Lalu, bagaimana petualangan Dhaca bersama ketiga sahabatnya yang dinisbatkan sebagai ‘empat keparat kecil’ itu setelah peristiwa munculnya Jubah Sihir? Akankah kemudian Jubah Sihir menampakkan diri kembali? Bagaimana pula perkembangan kemampuan pughaba keempat keparat kecil itu di bhepomany? Siapakah sebenarnya Bhupa Supu, seorang yang selama ini memiliki tempat istimewa di hati Dhaca, karena banyak memberinya perhatian dan pengetahuan tentang banyak hal? Apa pula yang dimaksud dengan ‘Persekutuan Raja-raja’ dimana Nibiru adalah salah satu di dalamnya, namun Nibiru memiliki kebencian luar biasa terhadap persekutuan tersebut? Dan, Tergog yang berkuasa di Atlantis, musuh besar Nibiru, sejauhmanakah persiapan rencananya untuk memulai perang besar? Lalu, bagaimana ketegangan yang tercipta saat penyerangan Atlantis terhadap Kedhalu dengan kekuatan adidayanya?

Semuanya terjawab dalam jalinan cerita yang membius. Aneka petualangan memenuhi halaman demi halaman buku ini. Mengalir, mengasyikkan. Dengan bahasa yang ringan dan mudah dicerna, buku ini pas diperuntukkan bagi segala usia. Penggambaran detilnya membuat pembaca bak menyaksikan serunya perjalanan fantasi ini.

Alur cerita kemudian bergerak naik turun, mengaduk emosi. Ada episode-episode yang mengharu biru. Tak kurang pula sentuhan suspense yang mencekam, penuh ketegangan. Suasana humor dan kocak pun turut meningkahi, dengan taburan bumbu-bumbu lucu, menampilkan keriangan petualangan empat keparat kecil ini. Bermunculan pula kejutan-kejutan tak terduga. Konflik diciptakan penulis dengan dinamis, dan pembaca tidak dengan mudah menebak ujung sebuah peristiwa.

Unsur keindonesiaan yang merupakan nafas Tasaro dalam karya-karyanya, tampil dalam setting tempat yang bernama Kedhalu, sebuah negeri antah berantah, yang suasananya asri beraroma alam pedesaan khas nusantara. Indah dan permai.
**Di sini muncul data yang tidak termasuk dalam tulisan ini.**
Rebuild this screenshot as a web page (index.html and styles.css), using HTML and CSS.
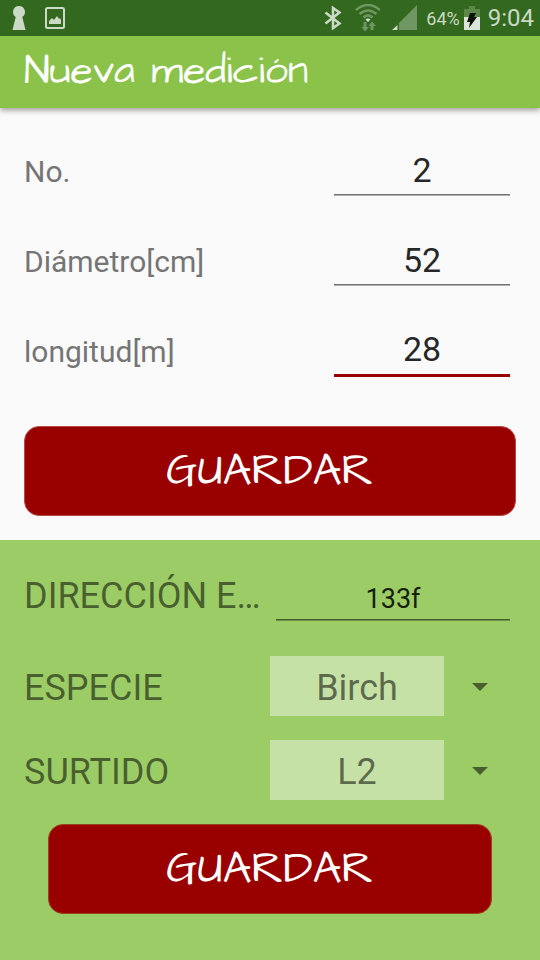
FILE: index.html
```
<!DOCTYPE html>
<html lang="es">
<head>
<meta charset="utf-8">
<meta name="viewport" content="width=device-width, initial-scale=1">
<title>Nueva medición</title>
<link rel="stylesheet" href="styles.css">
</head>
<body>
<div class="status">
  <div class="status-group status-left">
    <svg width="14" height="26" viewBox="0 0 14 26" aria-hidden="true"><path fill="#ccd9c6" d="M7 1a6 6 0 0 1 3.300 11L13.500 25H.5L3.700 12A6 6 0 0 1 7 1z"/></svg>
    <svg width="20" height="22" viewBox="0 0 20 22" aria-hidden="true"><rect x="1" y="1" width="18" height="20" rx="1.500" fill="none" stroke="#ccd9c6" stroke-width="2"/><path fill="#ccd9c6" d="M4 17v-3l3-3 2 2 3-4 2 3 1-1 1 2v4z"/></svg>
  </div>
  <div class="status-group status-right">
    <svg width="18" height="26" viewBox="0 0 18 26" aria-hidden="true"><path fill="none" stroke="#ccd9c6" stroke-width="2.500" d="M1.500 7.500l14 11L9 23V3l6.500 4.500-14 11"/></svg>
    <svg width="26" height="28" viewBox="0 0 26 28" aria-hidden="true"><g fill="none" stroke="#709663" stroke-width="2.500"><path d="M2 6Q14-4 26 6"/><path d="M5.500 10q8.500-7 17 0"/><path d="M9.500 13.500q4.500-4 9 0"/></g><path fill="#dce6d8" d="M11.500 15.500q2.500-2 5 0L14 18z"/><path fill="#709663" d="M9.500 18h3v5H15l-4 4.500L7.500 23h2zM16.500 26h3v-4H22l-4-4.500-3.500 4.500h2z"/></svg>
    <svg class="signal" width="26" height="26" viewBox="0 0 26 26" aria-hidden="true"><path fill="#709663" d="M25 0v25H7V18z"/><path fill="#ccd9c6" d="M5.500 20v5H0z"/></svg>
    <span class="percent">64%</span>
    <svg width="16" height="24" viewBox="0 0 16 24" aria-hidden="true"><path fill="#5c8749" d="M5 0h6v3h5v8H0V3h5z"/><path fill="#dce6d8" d="M0 11h16v13H0z"/><path fill="#0b1208" d="M6 7h6l-2 4h3L5 22l1-6H3z"/></svg>
    <span class="clock">9:04</span>
  </div>
</div>
<header class="bar"><h1 class="bar-title">Nueva medición</h1></header>
<main class="content">
  <form class="measure">
    <div class="row">
      <label class="row-label" for="num">No.</label>
      <input class="line-input" id="num" type="text" inputmode="numeric" value="2">
    </div>
    <div class="row">
      <label class="row-label" for="diam">Diámetro[cm]</label>
      <input class="line-input" id="diam" type="text" inputmode="numeric" value="52">
    </div>
    <div class="row">
      <label class="row-label" for="len">longitud[m]</label>
      <input class="line-input line-input-active" id="len" type="text" inputmode="numeric" value="28">
    </div>
    <button class="save" type="button">GUARDAR</button>
  </form>
  <form class="stack">
    <div class="stack-row address">
      <label class="stack-label" for="addr">DIRECCIÓN E…</label>
      <input class="line-input line-input-small" id="addr" type="text" value="133f">
    </div>
    <div class="stack-row">
      <label class="stack-label" for="species">ESPECIE</label>
      <div class="picker">
        <select class="picker-select" id="species"><option>Birch</option></select>
      </div>
    </div>
    <div class="stack-row">
      <label class="stack-label" for="sort">SURTIDO</label>
      <div class="picker">
        <select class="picker-select" id="sort"><option>L2</option></select>
      </div>
    </div>
    <button class="save save-inset" type="button">GUARDAR</button>
  </form>
</main>
</body>
</html>
```
FILE: styles.css
```
* { box-sizing: border-box; }

body {
  margin: 0;
  min-height: 100vh;
  display: flex;
  flex-direction: column;
  background: #fafafa;
  font-family: Roboto, "Liberation Sans", sans-serif;
}

.status {
  display: flex;
  justify-content: space-between;
  align-items: center;
  height: 36px;
  padding: 0 6px 0 12px;
  background: #33691e;
  color: #ccd9c6;
}

.status-group { display: flex; align-items: center; }
.status-left { gap: 19px; }
.status-right { gap: 8px; }
.status-right svg { margin-left: 4px; }
.status-right .percent + svg { margin-left: -4px; }
.percent { font-size: 18px; }
.clock { font-size: 24px; }

.bar {
  position: relative;
  display: flex;
  align-items: center;
  height: 72px;
  padding: 0 24px;
  background: #8bc34a;
  box-shadow: 0 2px 6px rgba(0, 0, 0, 0.4);
  clip-path: inset(0 0 -12px);
}

.bar-title {
  margin: 0;
  color: #fff;
  font: 400 41px/64px "Architects Daughter", Lato, sans-serif;
}

.content { flex: 1; display: flex; flex-direction: column; }

.measure {
  display: flex;
  flex-direction: column;
  padding: 18px 24px 24px;
}

.row {
  display: flex;
  align-items: center;
  justify-content: space-between;
  height: 90px;
  padding-right: 6px;
}

.row-label { color: #757575; font-size: 30px; }

.line-input {
  width: 176px;
  min-width: 0;
  height: 48px;
  padding: 0 0 2px;
  border: 0;
  border-bottom: 1px solid rgba(0, 0, 0, 0.54);
  box-shadow: 0 1px rgba(0, 0, 0, 0.3);
  background: none;
  color: rgba(0, 0, 0, 0.87);
  font: 34px/44px Roboto, sans-serif;
  text-align: center;
  outline: 0;
}

.line-input-active {
  height: 51px;
  border-bottom: 3px solid #990000;
  box-shadow: none;
}

.save {
  height: 90px;
  margin-top: 30px;
  padding: 0;
  border: 1px solid #b84a44;
  border-radius: 15px;
  background: #990000;
  color: #fff;
  font: 45px/60px "Architects Daughter", Lato, sans-serif;
}

.save-inset { margin: 12px 24px 0; border-color: #994419; }

.stack {
  flex: 1;
  display: flex;
  flex-direction: column;
  gap: 12px;
  padding: 20px 24px 40px;
  background: #9ccc65;
}

.stack-row {
  display: grid;
  grid-template-columns: minmax(0, 1fr) minmax(0, 1fr);
  align-items: center;
  height: 72px;
}

.stack-row:nth-child(n + 2) { padding-top: 12px; }
.stack-row:nth-child(n + 2) .stack-label { padding-top: 4px; }

.stack-label {
  overflow: hidden;
  color: rgba(0, 0, 0, 0.54);
  font-size: 36px;
  line-height: 48px;
  white-space: nowrap;
  text-overflow: ellipsis;
}

.line-input-small {
  width: auto;
  margin: 0 6px;
  padding: 6px 0 0;
  font-size: 27px;
}

.picker { position: relative; height: 60px; }

.picker-select {
  appearance: none;
  width: 100%;
  height: 100%;
  padding: 4px 72px 0 0;
  border: 0;
  border-radius: 0;
  background: linear-gradient(#c5e1a5, #c5e1a5) left / calc(100% - 72px) 100% no-repeat;
  color: rgba(0, 0, 0, 0.54);
  font: 36px/56px Roboto, sans-serif;
  text-align: center;
  text-align-last: center;
}

.picker::after {
  content: "";
  position: absolute;
  top: 27px;
  right: 28px;
  border: 8px solid transparent;
  border-top-color: #47602e;
  border-bottom: 0;
  pointer-events: none;
}
```
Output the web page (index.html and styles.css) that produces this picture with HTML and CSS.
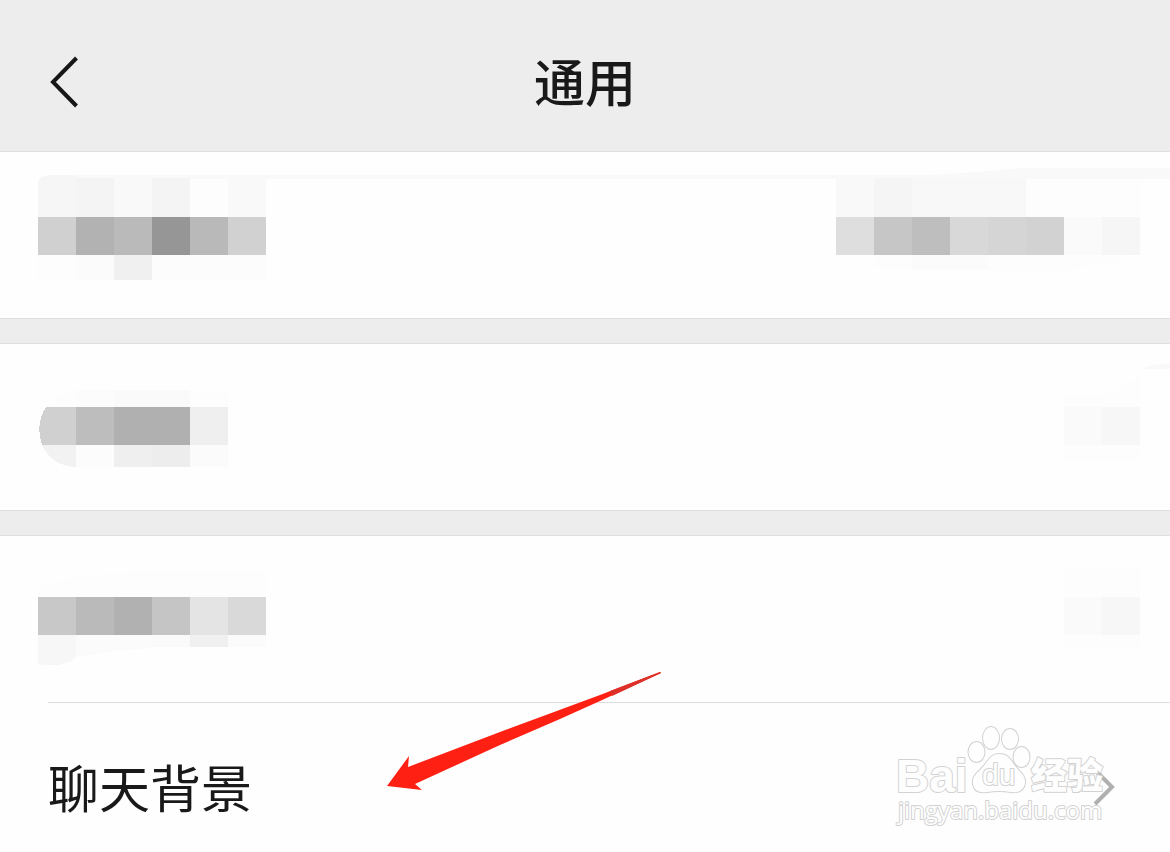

Unsur lain yang selalu ingin dimunculkan Tasaro, adalah unsur keislaman, pun hadir dalam buku ini. Ada Kuil Perak, yang digambarkan sebagai tempat orang-orang suci dan alim. Yaitu, orang-orang santun yang senantiasa saling mengucap salam. Salam yang berhubungan dengan perlindungan Sang Maha Kuasa, yang maksud ucapannya adalah memohon kepada Sang Maha Kuasa agar orang di hadapannya diberi perlindungan. Menjawabnya dengan benar, bermakna serupa. Ucapan salam itu sendiri adalah Assalaamu’alaikum - Wa’alaikumsalaam, yang dialihbahasakan ke dalam bahasa Kedhalu, menjadi: Nyabhamalunyamanyipul – Ganyamanyipulbhamal. Ada juga penggambaran tentang adab makan yang dijalankan oleh  penduduk Thedany, sebuah wilayah di Kedhalu Selatan yang kuat unsur keagamaannya. Mereka makan tak bersuara, tidak sambil berdiri apalagi berjalan. Mereka pun dilarang membuang-buang makanan (adaptasi dari larangan bertindak mubazir). Selain itu, dengan takzim mereka senantiasa menyembah pada sesembahannya, menjaga harmoni alam, dan berperilaku baik terhadap sesama. Tidak hanya itu, masih banyak nuansa keislaman yang tersirat dalam buku ini.

Ide Tasaro menciptakan bahasa Kedhalu, cukup menarik. Mungkin agar bukunya ini lebih ‘sah’ sebagai novel fantasi. Kalaupun ada pro-kontra, saya pikir itu biasa. Beberapa pembaca mengeluhkan kesulitan melafalkan bunyi, namun pembaca lain tetap merasa asik-asik saja. Tapi menurut saya, memang akan lebih seru bila terjemahan kata tersebut tidak langsung ke dalam bahasa Indonesia. Setelah kita tahu kode sandi bahasa Kedhalu, bahasa aneh itu  menjadi terang benderang. Entahlah, barangkali Tasaro tidak mau membuat susah pembaca juga.

Ada satu hal yang agak mengganggu, yaitu tentang bhepomany, sebuah tempat berlatih untuk mematangkan kemampuan pughaba. Sebetulnya kita bisa tangkap maknanya seperti sebuah padepokan silat. Namun adanya istilah ‘kelas’ menyiratkan itu benar-benar sebuah sekolah, yang mirip-mirip sekolahnya Harry Potter. Padahal kalau dicitrakan laksana padepokan silat, suasana Indonesia yang selalu ditonjolkan Tasaro dalam karya-karyanya, akan lebih terasa.

Terlepas dari itu, novel ini benar-benar membanggakan. Sebuah karya anak negeri dengan kelas dunia.